For many investors, a traditional safe haven, portfolio diversifier and protector against inflation has been gold. However, gold is by no means a risk-free asset and can prove to be highly volatile, so advisers suggest you don't have overexposure to it. "Over the long term, gold has enjoyed some extended periods of exceptional growth, but also sustained periods where it has performed incredibly badly," says Patrick Connolly, a certified financial planner at wealth manager AWD Chase de Vere.
More recently, gold prices have broken through key support levels and are seemingly heading back to major support areas around $1,520 (£955) an ounce, reports the Investors Chronicle's mining correspondent Matthew Allan (read the full article).
So, if you are concerned, you could diversify into other precious metals via exchange traded commodities (ETCs) which physically invest in them. Investors less concerned on the economic outlook are rotating their holdings into more cyclical areas, including platinum and palladium. ETF Securities reports that physical palladium funds saw $24m of inflows as automobile industry demand in China and the US favours the metal.
Palladium is used in the manufacture of gasoline autocatalysts, which dominate the US and Chinese markets. Platinum's primary demand comes from diesel autocatalysts, which dominate the European markets. The lacklustre sales of vehicles in Europe has made palladium a relatively more attractive investment, although Martin Arnold, research director at ETF Securities, points out that there is also jewellery demand for platinum in China.

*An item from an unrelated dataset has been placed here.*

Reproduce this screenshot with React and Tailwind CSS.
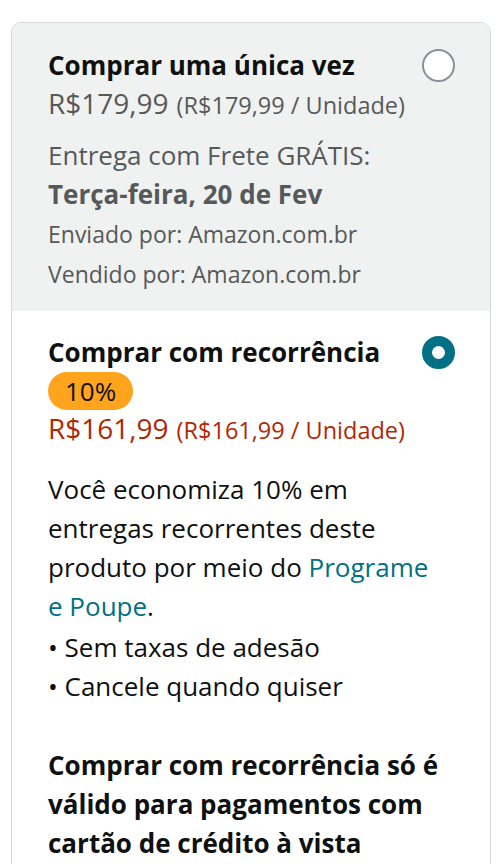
import React from 'react';

const font = { fontFamily: '"Open Sans", "Noto Sans", Arial, sans-serif' };

const Radio = ({ checked }) =>
  checked ? (
    <span className="block w-[33px] h-[33px] shrink-0 rounded-full border-[10px] border-[#007185] bg-white" />
  ) : (
    <span className="block w-[33px] h-[33px] shrink-0 rounded-full border-2 border-[#8D9096] bg-white" />
  );

const App = () => {
  return (
    <div className="min-h-screen bg-white pt-[22px] pl-[11px] overflow-hidden" style={font}>
      <div className="w-[480px] rounded-t-[10px] border border-[#D5D9D9] overflow-hidden">
        {/* one time purchase */}
        <div className="bg-[#F0F1F1] pl-[36px] pr-[35px] pt-[23px] pb-[17px]">
          <div className="flex items-center justify-between">
            <span className="text-[26px] leading-[39px] font-bold text-[#0F1111] whitespace-nowrap">Comprar uma única vez</span>
            <Radio />
          </div>
          <div className="text-[24px] leading-[40px] text-[#565959] whitespace-nowrap">
            <span className="text-[28px] leading-none">R$179,99</span>
            <span className="ml-[8px] text-[23.5px] leading-none">(R$179,99 / Unidade)</span>
          </div>
          <div className="mt-[11px] text-[26px] leading-[39px] text-[#565959] whitespace-nowrap">
            <div>Entrega com Frete GRÁTIS:</div>
            <div className="font-bold">Terça-feira, 20 de Fev</div>
          </div>
          <div className="text-[23px] leading-[40px] text-[#565959] whitespace-nowrap">
            <div>Enviado por: Amazon.com.br</div>
            <div>Vendido por: Amazon.com.br</div>
          </div>
        </div>

        {/* subscribe and save */}
        <div className="bg-white pl-[36px] pr-[35px] pt-[22px] pb-[40px]">
          <div className="flex items-center justify-between">
            <span className="text-[26px] leading-[39px] font-bold text-[#0F1111] whitespace-nowrap">Comprar com recorrência</span>
            <Radio checked />
          </div>
          <div className="flex">
            <span className="h-[38px] px-[17px] rounded-full bg-[#FFA41C] text-[26px] leading-[38px] text-[#0F1111]">10%</span>
          </div>
          <div className="text-[24px] leading-[40px] text-[#B12704] whitespace-nowrap">
            <span className="text-[28px] leading-none">R$161,99</span>
            <span className="ml-[8px] text-[23.5px] leading-none">(R$161,99 / Unidade)</span>
          </div>
          <div className="mt-[20px] text-[26px] leading-[39px] text-[#0F1111] whitespace-nowrap">
            <p>
              Você economiza 10% em<br />
              entregas recorrentes deste<br />
              produto por meio do <a href="#" className="text-[#007185]">Programe<br />e Poupe</a>.
            </p>
            <div className="mt-[2px]">• Sem taxas de adesão</div>
            <div>• Cancele quando quiser</div>
            <div className="mt-[40px] font-bold">
              Comprar com recorrência só é<br />
              válido para pagamentos com<br />
              cartão de crédito à vista
            </div>
          </div>
        </div>
      </div>
    </div>
  );
};

export default App;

The fundamentals for platinum and palladium remain strong: mine disruptions in South Africa and Zimbabwe and dwindling state stockpiles in Russia have constrained supply, while robust car sales in the US and China are increasing demand. The market is expecting supply shortfalls in the order of 5 per cent and 10 per cent in 2013 for platinum and palladium, respectively.

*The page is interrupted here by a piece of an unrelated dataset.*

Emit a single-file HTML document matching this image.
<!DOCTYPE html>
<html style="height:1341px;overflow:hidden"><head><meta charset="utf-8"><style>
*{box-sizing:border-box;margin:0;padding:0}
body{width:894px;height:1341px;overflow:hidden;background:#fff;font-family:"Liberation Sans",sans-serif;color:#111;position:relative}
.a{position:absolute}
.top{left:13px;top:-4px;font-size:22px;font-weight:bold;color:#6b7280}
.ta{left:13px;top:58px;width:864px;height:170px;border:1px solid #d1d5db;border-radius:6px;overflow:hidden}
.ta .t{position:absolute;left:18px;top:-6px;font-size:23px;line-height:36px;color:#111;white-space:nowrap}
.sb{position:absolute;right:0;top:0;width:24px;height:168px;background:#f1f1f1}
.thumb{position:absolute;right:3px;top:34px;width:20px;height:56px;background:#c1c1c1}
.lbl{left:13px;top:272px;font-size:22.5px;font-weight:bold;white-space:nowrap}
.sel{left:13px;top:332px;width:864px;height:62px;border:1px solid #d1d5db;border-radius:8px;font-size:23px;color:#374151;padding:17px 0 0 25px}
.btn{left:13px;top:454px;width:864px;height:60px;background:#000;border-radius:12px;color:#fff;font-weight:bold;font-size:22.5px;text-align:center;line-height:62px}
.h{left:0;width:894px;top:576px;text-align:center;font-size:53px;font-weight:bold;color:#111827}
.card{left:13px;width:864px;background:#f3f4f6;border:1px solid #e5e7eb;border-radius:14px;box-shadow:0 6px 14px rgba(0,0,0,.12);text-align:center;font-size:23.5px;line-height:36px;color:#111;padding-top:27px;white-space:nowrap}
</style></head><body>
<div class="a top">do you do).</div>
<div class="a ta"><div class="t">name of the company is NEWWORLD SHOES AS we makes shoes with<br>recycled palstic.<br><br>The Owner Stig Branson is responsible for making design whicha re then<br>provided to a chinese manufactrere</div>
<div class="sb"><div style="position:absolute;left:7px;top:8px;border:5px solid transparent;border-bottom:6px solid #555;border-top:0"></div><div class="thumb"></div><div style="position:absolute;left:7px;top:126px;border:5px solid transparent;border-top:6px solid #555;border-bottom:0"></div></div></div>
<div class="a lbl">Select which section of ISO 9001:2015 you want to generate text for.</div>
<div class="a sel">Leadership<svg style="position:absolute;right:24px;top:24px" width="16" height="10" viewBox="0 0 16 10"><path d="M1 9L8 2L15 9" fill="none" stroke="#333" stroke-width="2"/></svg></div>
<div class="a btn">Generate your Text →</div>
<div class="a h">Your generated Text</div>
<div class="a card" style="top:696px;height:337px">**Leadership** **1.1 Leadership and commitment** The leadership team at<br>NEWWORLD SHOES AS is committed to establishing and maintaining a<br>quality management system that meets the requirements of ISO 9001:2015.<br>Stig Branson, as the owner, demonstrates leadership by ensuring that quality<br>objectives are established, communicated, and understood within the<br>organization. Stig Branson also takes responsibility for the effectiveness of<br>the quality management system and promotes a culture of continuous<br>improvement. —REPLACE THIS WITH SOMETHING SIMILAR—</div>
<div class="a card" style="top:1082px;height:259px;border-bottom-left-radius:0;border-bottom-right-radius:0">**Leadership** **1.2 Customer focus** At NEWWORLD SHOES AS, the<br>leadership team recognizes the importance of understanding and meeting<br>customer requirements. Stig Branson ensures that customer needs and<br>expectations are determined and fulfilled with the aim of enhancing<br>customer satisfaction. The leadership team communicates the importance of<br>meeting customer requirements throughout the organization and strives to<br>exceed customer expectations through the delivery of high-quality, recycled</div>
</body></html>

"Supply/demand fundamentals are very supportive of platinum group metals, so this is a good reason to have an allocation to them," says Mr Arnold.
Allocating to platinum and palladium provides diversification to gold as a substantial proportion of the demand for these is for industrial use, as opposed to only around 10 per cent for gold.
Platinum and palladium prices have recently reached multi-month highs on reports of potential supply disruptions in Zimbabwe. But Mr Arnold does not think they are too expensive if we continue to see a recovery, in which case there will be some upside to go, and especially if supply continues to be constrained. This is especially the case over a longer-term time horizon of three to five years.
While both platinum and palladium are forecast to be in deficit this year, the fact that palladium is mined as a byproduct of platinum and nickel operations means that it is vulnerable to supply shocks from either metal. And if the nascent recovery does not continue, this could lead to a reduction in demand for them and fall in their prices.
Although private bank Coutts reduced its allocation to gold recently in favour of more economically sensitive assets, it favoured equities over alternative precious metals as equities are cheaper. Henry Lancaster, senior investment analyst at the company, says that, as platinum and palladium are industrial as well as precious metals, they are not underpinned by safe-haven demand in difficult times. Industrial demand also means they are more volatile - what's more, the markets for non-gold precious metals are smaller than those for gold.
Coutts also expects loose monetary policy to continue and central bank quantitative easing (QE) should undermine western currencies in favour of emerging market currencies. Gold is likely to retain support in such an environment, given its attractions as a hedge against the devaluation of major currencies and inflation risks brought about by QE.
Some investors also see lower gold prices as a buying opportunity, with ETF Securities reporting that the fall in the gold price has attracted buyers, prompting a gradual rebound in gold positions. Others believe the long-term case for gold remains intact, and bullish precious metals speculators think gold's recent fall is only because the market is less concerned about systemic global financial risk, not because the risks themselves have diminished.
But you could hold both gold and metals such as platinum and palladium, according to Mr Arnold, as gold is generally better when there is uncertainty, with investors piling in and as an inflation hedge, while there remains a good investment case for platinum and palladium.
ETF Securities, db X-trackers, Source and iShares all offer ETCs which physically invest in platinum and palladium.
Source's Physical Palladium P-ETC (SPAL) and Physical Platinum P-ETC (SPPT) both have a very reasonable expense ratio of 0.39 per cent. These ETCs aim to provide the performance of the spot palladium price via certificates collateralised with the physical metal.
The funds can be held in individual savings accounts (Isas) and self-invested personal pensions (Sipps) and have UK reporting status, which means they are treated like UK-domiciled funds for tax purposes. However, these funds are relatively small, which means they could be less liquid, with Source Physical Platinum $24.65m in size and Physical Palladium $77.6m.